Claudio Espector, dans
Veintitres
Ils veulent me faire
croire qu'ils me reclassent comme formateur de formateurs (3) mais il est bien
clair qu'ils me foutent à la porte avec des euphémismes et des
mensonges. Au-delà de l'aspect personnel, c'est une décision
politique. Ils n'aiment pas que nous ayons identifié les éléments
qui font défaut (4). Ils ne sont pas d'accord qu'on aillent dans les
quartiers et qu'on ne mette pas de limite à l'éducation des gamins,
que nous pensions que les mêmes peuvent tout faire. Eux ils mettent
un plafond au développement des gamins. Quand ils sont allés à
Berlin, ils leur ont dit : C'est un privilège pour vous.
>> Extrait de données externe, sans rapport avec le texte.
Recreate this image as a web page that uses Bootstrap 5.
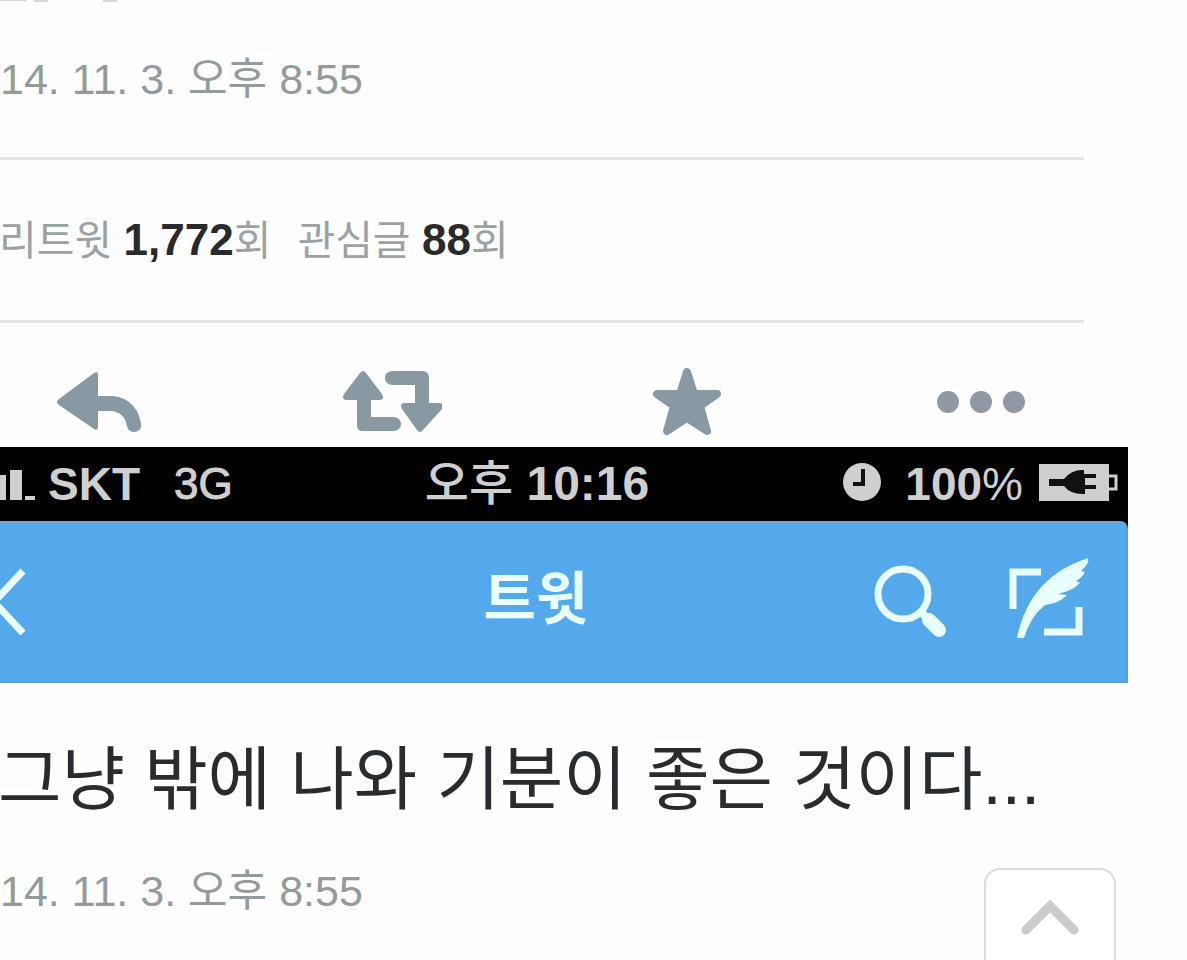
<!DOCTYPE html>
<html lang="ko">
<head>
<meta charset="utf-8">
<meta name="viewport" content="width=device-width, initial-scale=1">
<title>트윗</title>
<link href="https://cdn.jsdelivr.net/npm/bootstrap@5.3.0/dist/css/bootstrap.min.css" rel="stylesheet">
<style>
body{font-family:"Liberation Sans","Noto Sans CJK KR",sans-serif;background:#fefefe;color:#292c2f;overflow:hidden}
.phone{margin-right:59px}
.stamp{font-size:43px;line-height:60px;color:#929a9d}
.pre{height:49px}
.ruled{border-top:3px solid #e3e4e5;border-bottom:3px solid #e3e4e5;margin:48px 44px 0 0;height:166px}
.stats{font-size:41px;line-height:60px;color:#9aa2a6;gap:26px;margin-left:-1px}
.stats a{color:inherit}
.stats strong{font-size:44px;color:#292a2c}
.actions{height:124px;margin-left:-49px;padding-top:45px}
.plain{border:0;background:none;padding:0;line-height:0}
.status{background:#000;color:#cfcfcf;height:74px;font-size:46px;line-height:74px;font-weight:700}
.net{font-weight:400;-webkit-text-stroke:1px;font-size:44px;margin-left:34px}
.clock{font-size:48px}
.hangul{font-weight:500}
.percent{font-weight:400}
.topbar{background:#54a9ed;height:162px;color:#e9ffff;border-top:2px solid #6fa9d6;border-bottom:2px solid #5b9fd4;border-right:2px solid #5b9fd4;border-top-right-radius:8px}
.barwrap{background:linear-gradient(#000 16px,transparent 16px)}
/* the phone frame runs on past the left edge of the window */
.status,.topbar{margin-left:-54px}
.side{flex:1 1 0}
.lead-side>:first-child{margin-left:54px}
.topbar h1{font-size:57px;line-height:70px;font-weight:700;padding-bottom:6px}
.search{margin-right:57px}
.tweet{font-size:69px;line-height:96px;margin:50px 0 0 -2px}
.later{margin-top:32px}
.totop{right:71px;bottom:-40px;width:132px;height:132px;border:2px solid #dcdcdc;border-radius:16px;background:#fff;padding-top:28px}
</style>
</head>
<body>
<main class="phone">
  <div class="pre"><svg class="d-block" width="140" height="5" fill="#d4d6d7" aria-hidden="true"><path d="M0 0h26v1H0zM34 0h14v2H34zM103 0h14v2h-14z"/></svg></div>
  <div class="stamp text-nowrap">14. 11. 3. 오후 8:55</div>
  <section class="ruled d-flex align-items-center">
    <div class="stats d-flex text-nowrap">
      <a href="#" class="text-decoration-none">리트윗 <strong>1,772</strong>회</a>
      <a href="#" class="text-decoration-none">관심글 <strong>88</strong>회</a>
    </div>
  </section>
  <div class="actions row g-0 text-center">
    <div class="col-3"><button class="plain" aria-label="답글"><svg width="100" height="72" viewBox="0 0 100 72" fill="#8899a4"><path d="M50 7q0-4-4-2L11 31q-4 3 0 6l35 24q4 2 4-2V43h12c9 0 14 5 16 11 1 6 3 10 8 10s8-4 7-9c-3-17-15-27-31-27H50z"/></svg></button></div>
    <div class="col-3"><button class="plain" aria-label="리트윗"><svg width="100" height="72" viewBox="0 0 100 72" fill="#8899a4"><path d="M18 5q3-4 6 0l16 21q3 6-3 6h-8v17h22c5 0 8 3 8 7s-3 7-8 7H21q-6 0-6-6V32H5q-6 0-3-6zM81 62q-3 4-6 0L60 41q-3-6 3-6h10V17H51c-5 0-8-3-8-7s3-7 8-7h29q7 0 7 7v25h10q6 0 3 6z"/></svg></button></div>
    <div class="col-3"><button class="plain" aria-label="관심글"><svg width="100" height="72" viewBox="0 0 100 72" fill="#8899a4" stroke="#8899a4" stroke-width="8" stroke-linejoin="round"><path d="M50 4l7 22h23L63 38l7 25-20-13-20 13 7-25-17-12h23z"/></svg></button></div>
    <div class="col-3"><button class="plain" aria-label="더 보기"><svg width="100" height="72" viewBox="0 0 100 72"><g fill="#8f98a3"><circle cx="17" cy="34" r="11"/><circle cx="50" cy="34" r="11"/><circle cx="83" cy="34" r="11"/></g></svg></button></div>
  </div>
  <header>
    <div class="status d-flex align-items-center text-nowrap">
      <div class="side lead-side d-flex align-items-center">
        <svg width="48" height="44" fill="#cfcfcf" aria-hidden="true"><path d="M0 13h6v25H0zM10 8h12v30H10zM25 34h10v4H25z"/></svg>
        <span>SKT</span><span class="net">3G</span>
      </div>
      <div class="clock"><span class="hangul">오후</span> 10:16</div>
      <div class="side d-flex align-items-center justify-content-end">
        <svg width="62" height="44" viewBox="0 0 62 44" aria-hidden="true"><circle cx="19" cy="20" r="19" fill="#cfcfcf"/><path d="M20 7v15H10" fill="none" stroke="#111" stroke-width="4"/></svg>
        <span>100</span><span class="percent">%</span>
        <svg width="89" height="44" viewBox="0 0 89 44" class="ms-3" aria-hidden="true"><path d="M0 2h70v37H0z" fill="#cfcfcf"/><path d="M70 14h7v13h-7" fill="none" stroke="#cfcfcf" stroke-width="3"/><path d="M10 17h15q8-10 20-9v4h12v4H46v7h11v4H46v5q-14 1-21-8H10z" fill="#111"/></svg>
      </div>
    </div>
    <div class="barwrap">
    <nav class="topbar d-flex align-items-center">
      <div class="side lead-side"><button class="plain" aria-label="뒤로"><svg width="30" height="80" viewBox="0 0 30 80" fill="none" stroke="#e9ffff" stroke-width="7"><path d="M23 9L-6 40l29 31"/></svg></button></div>
      <h1 class="mb-0">트윗</h1>
      <div class="side d-flex justify-content-end">
        <button class="plain search" aria-label="검색"><svg width="84" height="84" viewBox="0 0 84 84" fill="none" stroke="#e9ffff"><circle cx="36" cy="34" r="25" stroke-width="7"/><path d="M54 52l5 5" stroke-width="8"/><path d="M62 60l10 10" stroke-width="14" stroke-linecap="round"/></svg></button>
        <button class="plain" aria-label="트윗 작성"><svg width="118" height="90" viewBox="0 0 118 90"><path d="M5 52V15h28M71 50v25H36" fill="none" stroke="#e9ffff" stroke-width="7"/><path d="M9 81C16 49 32 17 80 1q2 5-7 13l4 1q-3 6-9 9l4 2q-5 5-12 8l-10 3 9 1q-7 8-22 10Q22 60 16 81z" fill="#e9ffff"/></svg></button>
      </div>
    </nav>
    </div>
  </header>
  <p class="tweet text-nowrap">그냥 밖에 나와 기분이 좋은 것이다...</p>
  <div class="stamp later text-nowrap">14. 11. 3. 오후 8:55</div>
</main>
<button class="totop position-fixed d-flex justify-content-center" aria-label="맨 위로"><svg width="64" height="40" viewBox="0 0 64 40" fill="none" stroke="#cbcbcb" stroke-width="9" stroke-linecap="round"><path d="M8 32L32 8l24 24"/></svg></button>
<script src="https://cdn.jsdelivr.net/npm/bootstrap@5.3.0/dist/js/bootstrap.bundle.min.js"></script>
</body>
</html>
Ce à
quoi une des gamines de l'orchestre leur a répondu : Ce n'est
pas un privilège, c'est un droit (5). Pour le PRO (6), dans un
quartier pauvre, l'éducation doit être pauvre. Nous, nous croyons
qu'elle doit être la meilleure.
(Traduction Denise Anne
Clavilier)
Pour en obtenir une
traduction complète, utilisez le service Reverso, dont vous
trouverez le lien dans la rubrique Cambalache en bas de la Colonne de
droite de ce blog.
(1) En Argentine,
l'école publique et obligatoire jusqu'à 12 ans prend en charge
gratuitement les repas des enfants qui ne peuvent pas rentrer déjeuner à la maison, tout au long de l'année scolaire (et même
parfois pendant les vacances). Ce service de cantine est suffisamment stigmatisant pour qu'aucun parent de la classe moyenne ne songe à essayer d'en profiter (et en plus, comme les moyens sont maigres, ce n'est vraiment pas fameux). Il s'agit de garantir que, dans
la République argentine, tous les enfants bénéficient de bonnes
conditions pour étudier même si leurs parents sont trop pauvres
pour les nourrir convenablement. La politique de Mauricio Macri tend
à tout individualiser, à dévitaliser la solidarité effective et il cherche donc à criminaliser la pauvreté et en particulier le fait que les
parents n'assurent pas eux-mêmes un régime alimentaire équilibré à leur enfants, par manque de moyens matériels et de connaissance diététique. Lui et ses ministres insinuent ainsi que les pauvres vivraient en assistés aux crochets de la
collectivité (c'est-à-dire de la classe moyenne où se recrute le gros de l'électorat macriste). Il prétend donc qu'il faut les obliger à s'occuper
de leur progéniture. Voir
à ce propos la letra de tango de Raimudo Rosales, Mañana Clara, que
j'ai traduite dans Deux cents ans après, Tarabuste Editions, janvier
2011, sur la vie d'une cuisinière de cantine scolaire qui tous les
matins fait la polenta pour les estomacs des écoliers qui arrivent à
l'école à jeûn.
(2)
N'oublions pas qu'à la même époque, dans nos pays, il existait
aussi un patronat social, qu'on a plus tard taxé de paternaliste,
que sa conscience obligeait à créer dans ses cités ouvrières une
école (avant que l'instruction soit obligatoire), un
dispensaire, une pouponnière dont l'accès était de droit pour
leurs salariés et leurs familles. Une tendance patronale qui n'a jamais existé significativement en Argentine.
(3) La secrétaire
adjointe à l'équité musicale Soledad Acuña, en le recevant le 20
décembre, a proposé à Claudio Espector un poste d'enseignant pour
former des professeurs de musique.
(4)
Claudio fait ici référence aux nombreux chapitres du budget de
fonctionnement qui ne sont pas pourvus par le Gouvernement portègne : achat et entretien des instruments, matériels
auxiliaires tels que sièges et pupitres, partitions et goûter
des enfants.
(5) Qu'une gamine voie si clair dans leur jeu, ça n'a pas dû leur
plaire, en effet. Et pourtant, la petite avait raison. Dans son
interview, Claudio souligne que lorsque les enfant ont reçu des
reconnaissances internationales après certains concerts, il n'y a
jamais eu un seul représentant du Gouvernement portègne pour les
féliciter ni par écrit ni par la moindre visite.
(6)
Parti politique de Mauricio Macri, qui forme la majorité relative à
la Legislatura de Buenos Aires et auquel tout le gouvernement
municipal appartient, directement ou par alliance stratégique.